Para tomar perspectiva, deberían discutirse las experiencias de la comunidad negra en los Estados Unidos, por ejemplo. Salió de la esclavitud legal, pero continuó sometida a una severa discriminación. Surgieron reacciones como el black power y manifestaciones racistas invertidas, entre las que adquirieron renombre las del primer Malcolm X. A la vez, hubo intentos de vencer los prejuicios mediante el intercambio de estudiantes que provenían de barrios blancos y barrios negros, lo cual no dio frutos.
Luego, avanzó la propuesta fraternal de Martin Luther King, que terminó por conquistar a la mayoría de la nación. No alcanzaba, empero, y se sancionó la 'discriminación positiva' o affirmative action, mediante la cual se impulsó el ingreso de negros en los centros de estudio y su mejor posicionamiento en el trabajo.
Ahora ya existe una amplia clase media negra con infinidad de profesionales, jueces, diplomáticos, académicos y empresarios. Dos sucesivos secretarios de Estado fueron negros y la actual, además, es una mujer. La affirmative action se ha imitado en muchos países para elevar la cuota de presencia femenina en la política, por ejemplo. Pero considero que este recurso sólo debe utilizarse para cambiar la tendencia, no para durar eternamente. De lo contrario emponzoñaría la igualdad de derechos que debe primar en una verdadera democracia.

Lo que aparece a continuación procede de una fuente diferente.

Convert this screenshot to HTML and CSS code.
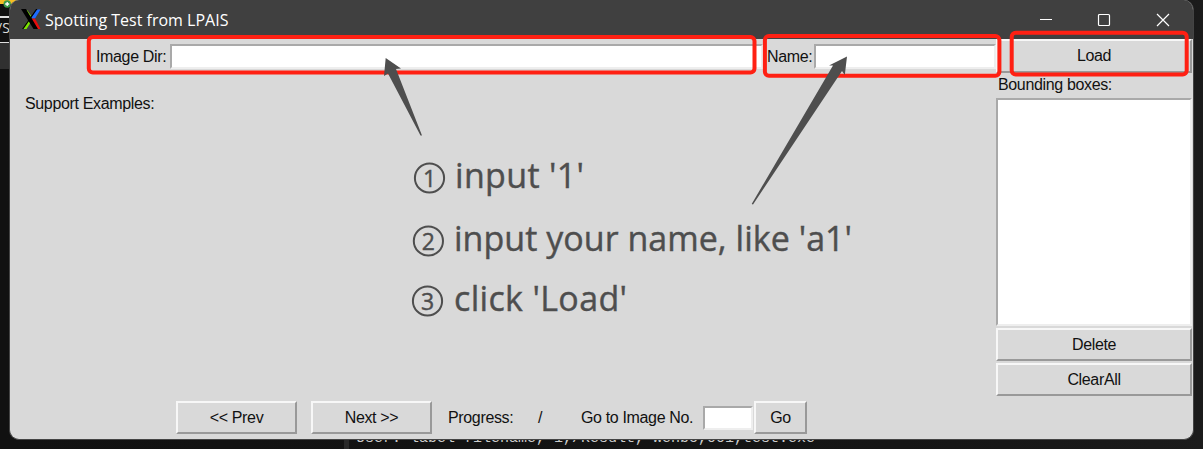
FILE: index.html
```html
<!DOCTYPE html>
<html lang="en">
<head>
<meta charset="utf-8">
<title>Spotting Test from LPAIS</title>
<link rel="stylesheet" href="styles.css">
</head>
<body>
<div class="desktop">
  <div class="backdrop">
    <div class="back-tab"><svg width="12" height="10" viewBox="0 0 12 10"><circle cx="7.2" cy="4" r="3.7" fill="#3d9b48"/><path d="M7.2 2v4M5.2 4h4" stroke="#fff" stroke-width="1.3"/></svg></div>
    <div class="back-input">/S</div>
    <div class="back-strip"></div>
  </div>
  <div class="terminal"><span class="terminal-text">User: label filename, 1,/Result, wenbo,001,test.exe</span></div>

  <main class="window">
    <header class="titlebar">
      <svg class="logo" width="20" height="20" viewBox="0 0 20 20">
        <path d="M10.5 8L15 .5h4.5L14 9.5h-3z" fill="#1d6cff"/>
        <path d="M3.5 1.5h3l4 6-1.5 3z M6.5 12l3.5 1-4.5 7H1.5z" fill="#7de600"/>
        <path d="M11 9.5h3l5.5 10.5h-4l-4-7z" fill="#e60c0c"/>
        <path d="M0 0h5l12 20h-4.5z M15 0h1.5L2.5 20H1z" fill="#000"/>
      </svg>
      <h1 class="title">Spotting Test from LPAIS</h1>
      <svg class="controls" width="132" height="14" viewBox="0 0 132 14" fill="none" stroke="#fff" stroke-width="1.2">
        <path d="M0 6.5h12"/><rect x="58.5" y="1.5" width="11" height="11" rx="1"/><path d="M117 1l12 12M129 1l-12 12"/>
      </svg>
    </header>
    <div class="body">
      <section class="left">
        <div class="fields">
          <label class="label image-label">Image Dir:</label><div class="entry dir-entry"></div>
          <label class="label name-label">Name:</label><div class="entry name-entry"></div>
        </div>
        <div class="label support">Support Examples:</div>
        <footer class="nav">
          <div class="button nav-button">&lt;&lt; Prev</div>
          <div class="button nav-button">Next &gt;&gt;</div>
          <span class="label progress">Progress:</span>
          <span class="label slash">/</span>
          <span class="label goto">Go to Image No.</span>
          <div class="entry goto-entry"></div>
          <div class="button go-button">Go</div>
        </footer>
      </section>
      <aside class="side">
        <div class="button load">Load</div>
        <div class="label boxes">Bounding boxes:</div>
        <div class="entry list"></div>
        <div class="button">Delete</div>
        <div class="button">ClearAll</div>
      </aside>
    </div>
  </main>

  <svg class="notes" width="1203" height="449" viewBox="0 0 1203 449">
    <g class="frames">
      <rect x="88.8" y="37" width="665.7" height="35.5" rx="4"/>
      <rect x="764.9" y="36" width="234.5" height="39.7" rx="4"/>
      <rect x="1011.7" y="32.7" width="175" height="41.8" rx="4"/>
    </g>
    <g class="arrows">
      <path d="M385.7 58L401 68.5 396 69 422 135.5 420.5 135.5 388 73.5 384 76z"/>
      <path d="M847 56.5L844.8 75 842 71 753 204.5 751.7 204 833 65.5 829 65.5z"/>
    </g>
    <g class="rings"><circle cx="429.5" cy="178" r="14.6"/><circle cx="428.4" cy="241" r="14.6"/><circle cx="427.5" cy="301" r="14.6"/></g>
    <g class="digits"><text x="429.5" y="186.5">1</text><text x="428.4" y="249.5">2</text><text x="427.5" y="309.5">3</text></g>
    <g class="steps">
      <text x="455" y="187.5" textLength="129">input '1'</text>
      <text x="454" y="250.5" textLength="398">input your name, like 'a1'</text>
      <text x="454" y="310.5" textLength="173">click 'Load'</text>
    </g>
  </svg>
</div>
</body>
</html>
```

FILE: styles.css
```css
* { box-sizing: border-box; }
body { margin: 0; background: #111; }
.desktop { position: relative; width: 1203px; height: 449px; overflow: hidden; background: linear-gradient(90deg, #111 0%, #151515 75%, #1b1b1b 100%); }
.backdrop { width: 30px; display: flex; flex-direction: column; }
.back-tab { height: 16px; background: linear-gradient(#f5bd25 0 4px, #111 4px); }
.back-tab svg { display: block; }
.back-input { height: 27px; border: solid #ddd; border-width: 2px 0 1px; color: #ddd; font: 14px/20px "Open Sans", sans-serif; text-indent: -3px; }
.back-strip { height: 26px; background: #303030; }
.terminal { position: absolute; left: 344px; top: 430px; width: 859px; height: 19px; border-left: 5px solid #292929; }
.terminal-text { display: block; padding-left: 7px; color: #ccc; font: 15px/19px "Liberation Mono", monospace; margin-top: -1px; white-space: pre; }
.window { position: absolute; left: 9px; top: 0; width: 1185px; height: 440px; display: flex; flex-direction: column; overflow: hidden; border: 1px solid #444; border-top: 0; border-radius: 10px; background: #d9d9d9; }
.titlebar { height: 39px; flex: none; display: flex; align-items: center; padding: 0 21px 0 11px; background: #404040; color: #fff; }
.logo { flex: none; margin: 0 4px 2px 0; }
.title { margin: 0; font: 16px/20px "Open Sans", sans-serif; letter-spacing: 0; }
.controls { margin-left: auto; }
.body { display: flex; flex: 1; min-height: 0; }
.left { width: 986px; padding-top: 5px; display: flex; flex-direction: column; }
.fields { display: flex; height: 25px; align-items: center; }
.label, .button { font: 16px/20px "Liberation Sans", Arial, sans-serif; letter-spacing: -.35px; color: #111; white-space: nowrap; }
.image-label { width: 159px; padding-left: 86px; }
.entry { background: #fff; border: 2px solid; border-color: #a9a9a9 #eee #eee #a9a9a9; }
.dir-entry { width: 593px; height: 25px; margin-left: 1px; }
.name-label { width: 47px; margin: 0 0 0 4px; }
.name-entry { width: 182px; height: 25px; }
.support { margin: 25px 0 0 15px; }
.nav { display: flex; align-items: center; height: 33px; margin: auto 0 5px 166px; }
.button { display: flex; align-items: center; justify-content: center; height: 33px; background: #d9d9d9; border: 2px solid; border-color: #f7f7f7 #999 #999 #f7f7f7; }
.nav-button { width: 121px; margin-right: 14px; }
.progress { width: 90px; margin-left: 2px; }
.slash { width: 43px; }
.goto { width: 122px; }
.goto-entry { width: 50px; height: 24px; }
.go-button { width: 53px; margin-left: 1px; }
.side { width: 196px; display: flex; flex-direction: column; gap: 2px; }
.boxes { height: 21px; padding-left: 2px; }
.list { height: 228px; }
.load { height: 34px; }
.notes { position: absolute; left: 0; top: 0; pointer-events: none; }
.frames { fill: none; stroke: #ff2013; stroke-width: 4; }
.arrows { fill: #4e4e4e; }
.rings { fill: none; stroke: #4e4e4e; stroke-width: 2; }
.digits { fill: #4e4e4e; stroke: #4e4e4e; stroke-width: .4; font: 23px "Open Sans", sans-serif; text-anchor: middle; }
.steps { fill: #4e4e4e; stroke: #4e4e4e; stroke-width: .4; font: 34px "Open Sans", sans-serif; }
```
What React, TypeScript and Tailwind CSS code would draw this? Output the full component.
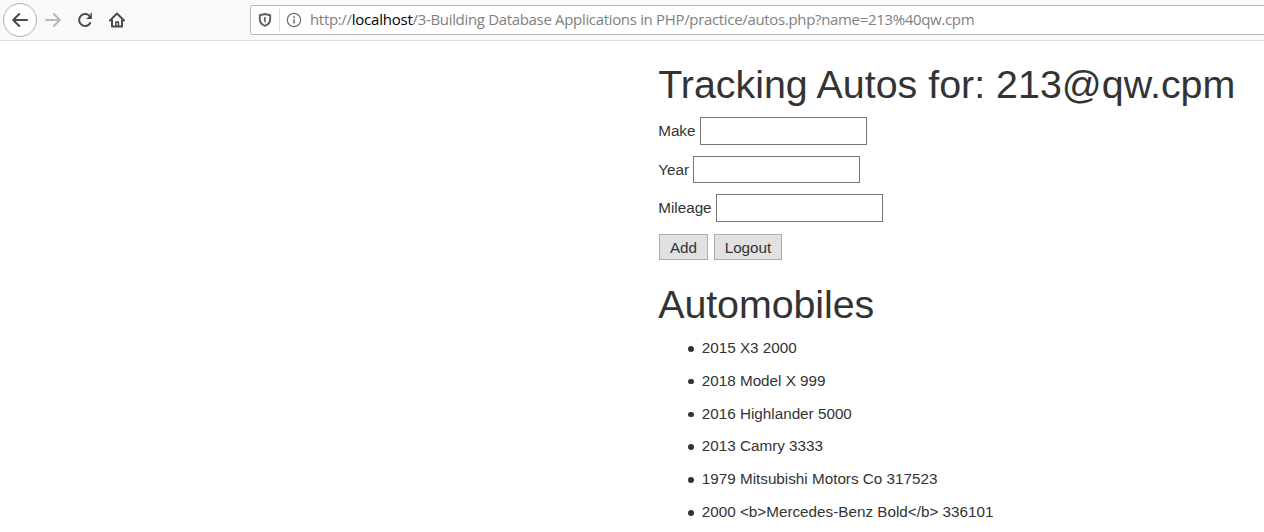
const autos: string[] = [
  '2015 X3 2000',
  '2018 Model X 999',
  '2016 Highlander 5000',
  '2013 Camry 3333',
  '1979 Mitsubishi Motors Co 317523',
  '2000 <b>Mercedes-Benz Bold</b> 336101',
];

function Toolbar() {
  return (
    <header className="flex h-[41px] border-b border-[#dedede] bg-[#f9f9fa]">
      <nav className="flex h-10 w-[250px] shrink-0 items-center pl-[3px] text-[#4a4a4a]">
        <button aria-label="Back" className="flex size-[34px] items-center justify-center rounded-full border border-[#b1b1b1] bg-white">
          <svg width="18" height="18" viewBox="0 0 18 18" fill="none" stroke="currentColor" strokeWidth="2" strokeLinecap="round" strokeLinejoin="round">
            <path d="M8.200 3 2.200 9l6 6M2.400 9h13.600" />
          </svg>
        </button>
        <button aria-label="Forward" className="ml-[7px] text-[#b9b9b9]">
          <svg width="18" height="18" viewBox="0 0 18 18" fill="none" stroke="currentColor" strokeWidth="2" strokeLinecap="round" strokeLinejoin="round">
            <path d="M9.800 3 15.800 9l-6 6M15.500 9H2" />
          </svg>
        </button>
        <button aria-label="Reload" className="ml-[14px]">
          <svg width="18" height="18" viewBox="0 0 18 18" fill="none">
            <path d="M14.300 6A6 6 0 1 0 14.300 12" stroke="currentColor" strokeWidth="2" strokeLinecap="round" />
            <path d="M15.900 2v5.500a.5.5 0 0 1-.5.5H9.900l2.800-2.200 1.800-.6V2z" fill="currentColor" />
          </svg>
        </button>
        <button aria-label="Home" className="ml-[14px]">
          <svg width="18" height="18" viewBox="0 0 18 18" fill="none" stroke="currentColor" strokeWidth="2" strokeLinecap="round" strokeLinejoin="round">
            <path d="M2 9.500 9 2.500l7 7M4 9.200v6.300h10V9.200" />
            <path d="M7.900 15.200v-4.300h2.500v4.300" strokeWidth="1.500" />
          </svg>
        </button>
      </nav>
      <div className="-mr-1 mt-[5px] flex h-[30px] flex-1 items-center rounded-[2px] border border-[#b9b9b9] bg-white">
        <svg className="ml-[6px] shrink-0" width="16" height="16" viewBox="0 0 16 16" fill="none">
          <path d="M8 2 13.200 3.200V7c0 3.200-1.900 5.600-5.200 6.900C4.700 12.600 2.800 10.200 2.800 7V3.200z" stroke="#606060" strokeWidth="1.900" strokeLinejoin="round" />
          <path d="M8.700 4.800 6.900 5.200v2.200c0 1.500.6 2.800 1.800 3.900z" fill="#606060" />
        </svg>
        <span className="ml-[6px] h-[22px] w-px bg-[#dcdcdc]" />
        <svg className="ml-[6px] shrink-0" width="16" height="16" viewBox="0 0 16 16" fill="none" stroke="#737373">
          <circle cx="8" cy="8" r="6.700" strokeWidth="1.200" />
          <path d="M8 7.200v4.200M8 4.300v1.600" strokeWidth="1.600" />
        </svg>
        <span className="mb-[2px] ml-[8px] text-[15px] leading-[20px] tracking-[-0.33px] whitespace-nowrap text-[#808080] [font-family:'Open_Sans',sans-serif]">
          http://<span className="tracking-[-0.22px] text-black">localhost</span>/3-Building Database Applications in PHP/practice/autos.php?name=213%40qw.cpm
        </span>
      </div>
    </header>
  );
}

function Field({ label, id, short = false }: { label: string; id: string; short?: boolean }) {
  return (
    <div className="flex h-7 items-start gap-[4.4px]">
      <label htmlFor={id} className="leading-[28.8px]">{label}</label>
      <input
        id={id}
        type="text"
        className={`${short ? 'h-[27px]' : 'h-7'} w-[167px] border border-[#767676] bg-white px-1 outline-none`}
      />
    </div>
  );
}

export default function App() {
  return (
    <div className="h-[532px] overflow-hidden bg-white text-[15.25px] leading-[21.8px] text-[#333] [font-family:'Liberation_Sans',Arial,sans-serif]">
      <Toolbar />
      <main className="pl-[658.2px]">
        <h1 className="pt-[22px] text-[39.4px] leading-[43px] whitespace-nowrap">Tracking Autos for: 213@qw.cpm</h1>
        <form className="mt-[11px]" onSubmit={(e) => e.preventDefault()}>
          <div className="flex flex-col gap-[10.7px]">
            <Field label="Make" id="make" />
            <Field label="Year" id="year" short />
            <Field label="Mileage" id="mileage" />
          </div>
          <div className="mt-[11.8px] ml-[0.8px] flex gap-1.5">
            <button type="submit" className="h-[26px] w-[49px] border border-[#adadad] bg-[#e1e1e1] pt-px">Add</button>
            <button type="button" className="h-[26px] w-[68px] border border-[#adadad] bg-[#e1e1e1] pt-px">Logout</button>
          </div>
        </form>
        <h1 className="mt-[23px] text-[39.4px] leading-[43px] tracking-[-0.08px]">Automobiles</h1>
        <ul className="mt-[10.8px] flex flex-col gap-[11px] pl-[30.2px]">
          {autos.map((auto) => (
            <li key={auto} className="flex items-center whitespace-nowrap">
              <span className="mt-0.5 mr-[7.800px] size-[5.600px] rounded-full bg-[#333]" />
              {auto}
            </li>
          ))}
        </ul>
      </main>
    </div>
  );
}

En resumen, impulsar el indigenismo hacia el pasado es una trampa que sólo beneficia a demagogos, ignorantes y populistas. Lleva hacia conflictos ingobernables, derramamiento de sangre y un aumento de la pobreza. Habría que reflexionar, en cambio, sobre medidas racionales, como la affirmative action, para que todos los indígenas de América latina, sin perder sus raíces, tengan por fin cómodo acceso al progreso cultural, económico y social.